Intervention (Neon Bible)
Wake Up (Funeral)
Sprawl II (Mountains Beyond Mountains) (The Suburbs)

I have a particular affinity for “Crown of Love,” since it was the first Arcade Fire song I ever heard and it led to the discovery of Funeral. My favourites, however, were the last two songs of the main set, “Neighbourhood #3 (Power Out)” and “Rebellion (Lies),” and then “Intervention,” which I was betting they’d play in their encore. I admit I was close to tears during those three songs, but I made a promise to myself never to cry during a concert after a girl behind Mink and I at the Coldplay concert (Osheaga in 2009) cried obscenely loudly for the entire performance — nothing ruins a concert buzz faster. So, no tears shed for Arcade Fire on my part. But they were otherworldly and beautiful and somehow profoundly human at the same time. Not every band achieves this state during their performances, and it’s incredible to feel a part of the energy some people manage to conjure through a particular combination of sound, visuals, and their sheer stage presence (Sigur Rós sticks out as another instance of this — see this video Untitled #8 for an inadequate example).

Okay, enough gushing.

Lauren, Mink and I wandered away from the venue with thousands of others and caught a shuttle bus back to Vienna. A call from Matthew confirmed that another concert, Pantha du Prince, still hadn’t started and we should try to get to it. I only recently found out about this guy and would have loved to catch his performance, but the bus dropped us off five minutes away from our apartment and we were too exhausted to make the trek downtown for the show. Another time, Pantha du Prince.

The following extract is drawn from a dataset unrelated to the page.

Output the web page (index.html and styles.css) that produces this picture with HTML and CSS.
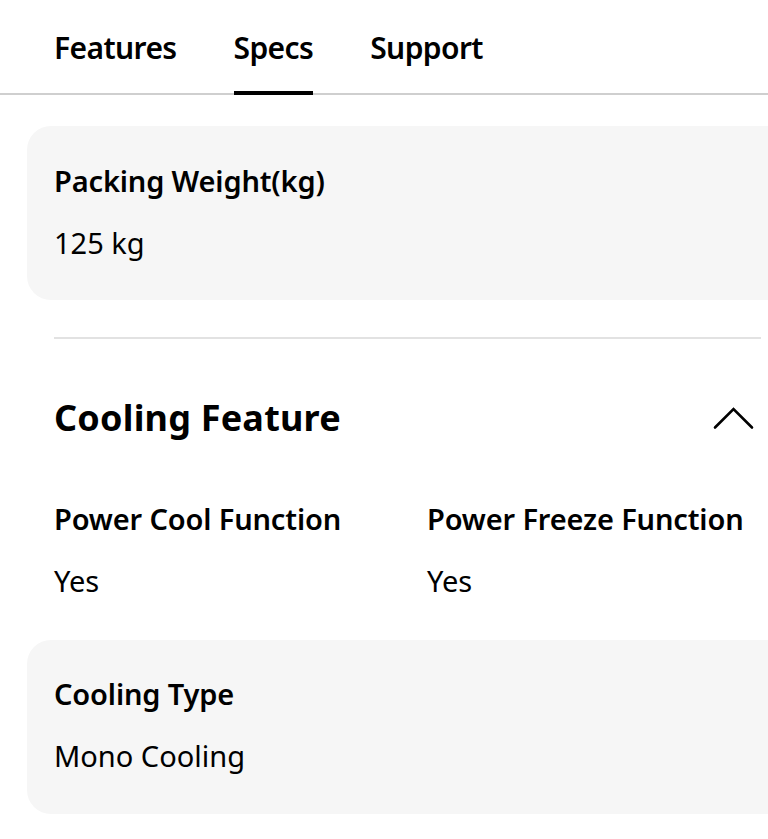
FILE: index.html
```html
<!DOCTYPE html>
<html lang="en">
<head>
<meta charset="utf-8">
<title>Specs</title>
<link rel="stylesheet" href="styles.css">
</head>
<body>
<nav class="tabs">
  <a class="tab">Features</a>
  <a class="tab active">Specs</a>
  <a class="tab">Support</a>
</nav>
<main class="content">
  <div class="card">
    <div class="label">Packing Weight(kg)</div>
    <div class="value">125 kg</div>
  </div>
  <hr class="divider">
  <section class="section">
    <div class="section-head">
      <h2 class="section-title">Cooling Feature</h2>
      <svg class="chevron" width="42" height="24" viewBox="0 0 42 24" aria-hidden="true">
        <polyline points="2,21.5 20.5,3 39,21.5" fill="none" stroke="#000" stroke-width="2.6" stroke-linecap="round" stroke-linejoin="miter"/>
      </svg>
    </div>
    <div class="pair">
      <div class="item">
        <div class="label">Power Cool Function</div>
        <div class="value">Yes</div>
      </div>
      <div class="item">
        <div class="label">Power Freeze Function</div>
        <div class="value">Yes</div>
      </div>
    </div>
    <div class="card card-b">
      <div class="label">Cooling Type</div>
      <div class="value">Mono Cooling</div>
    </div>
  </section>
</main>
</body>
</html>
```
FILE: styles.css
```css
html, body {
  margin: 0;
  padding: 0;
  background: #fff;
  overflow: hidden;
}
body {
  font-family: "Noto Sans", "Open Sans", sans-serif;
  color: #000;
  width: 768px;
  height: 839px;
}
.tabs {
  display: flex;
  gap: 57px;
  padding-left: 54px;
  height: 93px;
  border-bottom: 2px solid #cfcfcf;
}
.tab {
  position: relative;
  font-size: 30px;
  font-weight: 600;
  line-height: 30px;
  padding-top: 33px;
  letter-spacing: -0.6px;
  color: #000;
}
.tab.active::after {
  content: "";
  position: absolute;
  left: 0;
  right: 0;
  bottom: -2px;
  height: 4px;
  background: #000;
}
.content {
  padding-top: 31px;
}
.card {
  margin-left: 27px;
  width: 741px;
  box-sizing: border-box;
  background: #f6f6f6;
  border-radius: 24px 0 0 24px;
  padding: 37px 28px 39px 27px;
  display: flex;
  flex-direction: column;
  gap: 26px;
}
.label {
  font-size: 29px;
  font-weight: 600;
  line-height: 36px;
  letter-spacing: -0.15px;
}
.value {
  font-size: 29px;
  font-weight: 400;
  line-height: 36px;
  letter-spacing: 0;
}
.divider {
  border: 0;
  height: 2px;
  background: #e2e2e2;
  margin: 37px 7px 0 54px;
}
.section-head {
  display: flex;
  align-items: center;
  justify-content: space-between;
  margin: 57px 13px 0 54px;
}
.section-title {
  margin: 0;
  font-size: 36px;
  font-weight: 700;
  line-height: 44px;
  letter-spacing: 0.2px;
}
.chevron {
  display: block;
}
.pair {
  display: grid;
  grid-template-columns: 373px 1fr;
  margin: 61px 0 0 54px;
}
.item {
  display: flex;
  flex-direction: column;
  gap: 26px;
}
.card-b {
  margin-top: 41px;
  padding: 36px 28px 40px 27px;
}
```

This was our last big concert for a while — but hopefully we’ll catch Flying Lotus in July, since he’s another musical genius who, according to my brother, Dave, puts on an incredible performance.

Simply put, live shows are like crack to me; I’m a proud addict. I may have no clue where I’m going to be living as of August, but I’m certain it’ll have to be in a city that attracts this variety of incredible performers… it just has to be.